Now after looking at the Intel 64 Architecture Software Developer Manuals opcode-table (Table B13), it seems that the general format is 4-4 bits. For example, "push r" is given as
0101 0 reg
whereas "pop r" would then be
0101 1 reg
Meaning that I could check if the last four bits == 0101b/0x05, and then check the next bit to see if its push or pop; followed by the reg-index stored in the first 3 bits.
Does that actually make sense, or is the 0101-"header" for both push and pop purely incidential?
I guess I'm having a bit of trouble forming this into one poignant question. Aside from wanting to understand, my end-goal is to have condensed and smart opcode-detection scheme. Seeing how extensive the x86_64 instruction set is, I would not want to manually check all 7 opcode variants for "push r" and "pop r", but a general detection/parsing-scheme that works for the entire instruction-set. So I'm wondering if starting to indentify opcodes by looking at the last 4 bits for a first grouping, and then decerning further makes any sense; or if this is too broad of an attempt at categorization, and I'm seeing patterns that are not really intended. If my approach is not viable, I would appreciate if someone could suggest an alternative opcode detection scheme.
You probably just want a table by opcode byte of how to handle it, with only a few different handlers. So your code is not too messy but the data array initializer looks like an opcode map (http://ref.x86asm.net/coder64.html). Actually a few different maps, one for the 0F xx
2-byte opcodes, others for the 0F 3A xx
and 0F 38 xx
3-byte opcodes. And then there's prefixes, e.g. F3 90 pause
looks like rep nop
.
For the push reg
short forms, 8 entries pointing to that 5:3
handler, or for cmovcc/jcc/setcc 16 entries each pointing at the condition-code handler.
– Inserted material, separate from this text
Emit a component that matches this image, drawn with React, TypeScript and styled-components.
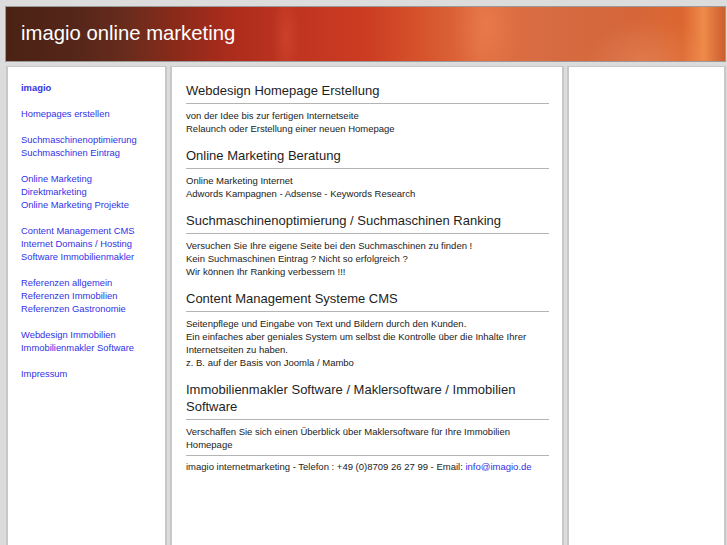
import React from "react"
import styled, { createGlobalStyle } from "styled-components"

const GlobalStyle = createGlobalStyle`
  html, body {
    margin: 0;
    padding: 0;
    background: #dcdcdc;
    font-family: "Liberation Sans", Arial, Helvetica, sans-serif;
  }
`

const Page = styled.div`
  padding: 6px 1px 0 5px;
  height: 545px;
  box-sizing: border-box;
  overflow: hidden;
`

const Header = styled.div`
  height: 56px;
  box-sizing: border-box;
  border: 1px solid #9a9a9a;
  display: flex;
  align-items: center;
  padding-left: 15px;
  background:
    radial-gradient(ellipse 90px 70px at 640px 60px, rgba(255, 190, 150, 0.25), transparent 70%),
    radial-gradient(ellipse 50px 90px at 480px 20px, rgba(255, 150, 100, 0.3), transparent 70%),
    radial-gradient(ellipse 20px 70px at 280px 30px, rgba(230, 90, 60, 0.35), transparent 70%),
    linear-gradient(
      90deg,
      #4a2213 0%,
      #55261a 10%,
      #6a2c1c 17%,
      #8c2a1a 24%,
      #ab2c1c 31%,
      #bf3420 40%,
      #cc3c22 50%,
      #d6542c 58%,
      #de6c3e 66%,
      #d86c42 74%,
      #d4663a 86%,
      #dc6630 94%,
      #ee8a4a 97%,
      #cc5e30 100%
    );
`

const Title = styled.h1`
  margin: 0 0 2px;
  font-size: 20.3px;
  font-weight: normal;
  color: #ffffff;
`

const Columns = styled.div`
  display: grid;
  grid-template-columns: 161px 394px 1fr;
  gap: 3px;
  margin-top: 4px;
  padding-left: 1px;
  height: 500px;
`

const Panel = styled.div`
  background: #ffffff;
  border: 2px solid #c8c8c8;
  border-top-width: 1px;
  border-bottom: none;
`

const Nav = styled(Panel)`
  padding: 14px 8px 0 13px;
`

const NavGroup = styled.div`
  margin-bottom: 13px;
`

const NavLink = styled.a<{ $strong?: boolean }>`
  display: block;
  font-size: 9.4px;
  line-height: 13px;
  color: #3232e6;
  text-decoration: none;
  font-weight: ${(p) => (p.$strong ? "bold" : "normal")};
`

const Content = styled(Panel)`
  padding: 15px 13px 0 14px;
`

const Heading = styled.h2`
  margin: 0 0 5px;
  padding-bottom: 4px;
  font-size: 13px;
  line-height: 17px;
  font-weight: normal;
  color: #1e1e1e;
  border-bottom: 1px solid #b4b4b4;
`

const Text = styled.p<{ $last?: boolean }>`
  margin: 0 0 ${(p) => (p.$last ? "4px" : "12px")};
  font-size: 9.5px;
  line-height: 13px;
  color: #222222;
`

const Footer = styled.div`
  border-top: 1px solid #b4b4b4;
  padding-top: 4px;
  font-size: 9.5px;
  line-height: 13px;
  color: #222222;

  & a {
    color: #3232e6;
    text-decoration: none;
  }
`

const navGroups: { label: string; strong?: boolean }[][] = [
  [{ label: "imagio", strong: true }],
  [{ label: "Homepages erstellen" }],
  [{ label: "Suchmaschinenoptimierung" }, { label: "Suchmaschinen Eintrag" }],
  [
    { label: "Online Marketing" },
    { label: "Direktmarketing" },
    { label: "Online Marketing Projekte" },
  ],
  [
    { label: "Content Management CMS" },
    { label: "Internet Domains / Hosting" },
    { label: "Software Immobilienmakler" },
  ],
  [
    { label: "Referenzen allgemein" },
    { label: "Referenzen Immobilien" },
    { label: "Referenzen Gastronomie" },
  ],
  [{ label: "Webdesign Immobilien" }, { label: "Immobilienmakler Software" }],
  [{ label: "Impressum" }],
]

const sections = [
  {
    title: "Webdesign Homepage Erstellung",
    lines: [
      "von der Idee bis zur fertigen Internetseite",
      "Relaunch oder Erstellung einer neuen Homepage",
    ],
  },
  {
    title: "Online Marketing Beratung",
    lines: ["Online Marketing Internet", "Adwords Kampagnen - Adsense - Keywords Research"],
  },
  {
    title: "Suchmaschinenoptimierung / Suchmaschinen Ranking",
    lines: [
      "Versuchen Sie Ihre eigene Seite bei den Suchmaschinen zu finden !",
      "Kein Suchmaschinen Eintrag ? Nicht so erfolgreich ?",
      "Wir können Ihr Ranking verbessern !!!",
    ],
  },
  {
    title: "Content Management Systeme CMS",
    lines: [
      "Seitenpflege und Eingabe von Text und Bildern durch den Kunden.",
      "Ein einfaches aber geniales System um selbst die Kontrolle über die Inhalte Ihrer Internetseiten zu haben.",
      "z. B. auf der Basis von Joomla / Mambo",
    ],
  },
  {
    title: "Immobilienmakler Software / Maklersoftware / Immobilien Software",
    lines: ["Verschaffen Sie sich einen Überblick über Maklersoftware für Ihre Immobilien Homepage"],
  },
]

const App: React.FC = () => {
  return (
    <>
      <GlobalStyle />
      <Page>
        <Header>
          <Title>imagio online marketing</Title>
        </Header>
        <Columns>
          <Nav>
            {navGroups.map((group, i) => (
              <NavGroup key={i}>
                {group.map((item) => (
                  <NavLink key={item.label} href="#" $strong={item.strong}>
                    {item.label}
                  </NavLink>
                ))}
              </NavGroup>
            ))}
          </Nav>
          <Content>
            {sections.map((s, i) => (
              <React.Fragment key={s.title}>
                <Heading>{s.title}</Heading>
                <Text $last={i === sections.length - 1}>
                  {s.lines.map((l, j) => (
                    <React.Fragment key={j}>
                      {l}
                      {j < s.lines.length - 1 && <br />}
                    </React.Fragment>
                  ))}
                </Text>
              </React.Fragment>
            ))}
            <Footer>
              imagio internetmarketing - Telefon : +49 (0)8709 26 27 99 - Email:{" "}
              <a href="#">info@imagio.de</a>
            </Footer>
          </Content>
          <Panel />
        </Columns>
      </Page>
    </>
  )
}

export default App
The entries could be a struct that also includes the mnemonic as a string, except for opcode bytes like FF
and others where the 3-bit ModRM /r
field is another three opcode bits, effectively: How to read the Intel Opcode notation
You probably don't want separate maps for combinations of prefixes, so you might record which prefixes have been seen before the opcode as bit flags (or as counts if you want to be able to print rep rep rep add eax, ecx
for f3 f3 f3 01 c8
which has 3 meaningless REP/REPZ prefixes.)
Currently that's meaningless, reserved for future use, but in practice inapplicable REP prefixes will be silently ignored. (So when CPU vendors want to add extensions that are backwards-compatible with existing CPUs, like performance hints, or like how tzcnt
can run as rep bsf
and give the same result for inputs other than 0
, they can pick an encoding that includes a REP prefix.) No extension has ever required 2 of the same prefix, or two from the same category like F3 F2
(REPZ / REPNZ) on the same instruction.
Anyway, your struct that says what to do next to disassemble the current instruction, given an opcode byte, might have pointers to more data structures for what a different instruction if there's a rep
prefix. For example the entry for 90
is nop
with no prefixes, a 2-byte nop
(xchg ax,ax
) with a 66
prefix, or pause
with an F3
prefix. So the struct insn *with_repz
member might be a pointer to a struct with const char *mnemonic = "pause";
. Or maybe a table of meaningful prefixes that you linear-search? Lots of ways to go about this.
Note that VEX and EVEX in 32-bit mode (and 16-bit protected mode) overlap invalid encodings of instructions like les
and lds
. VEX and EVEX prefixes don't decode in 16-bit real mode; in that case the invalid encodings will #UD fault instead of being VEX prefixes. Apparently some DOS software like SoftPC used C4
intentionally as a trap, and later NTVDM. In 64-bit mode, les
, lds
, and bound
don't exist, so C4
and C5
bytes always begin a VEX prefix, and 62
always EVEX. (Slipping between the cracks of invalid encodings in other modes is why they have some fields NOTed and can only encode 16 or 32 registers in 64-bit mode.)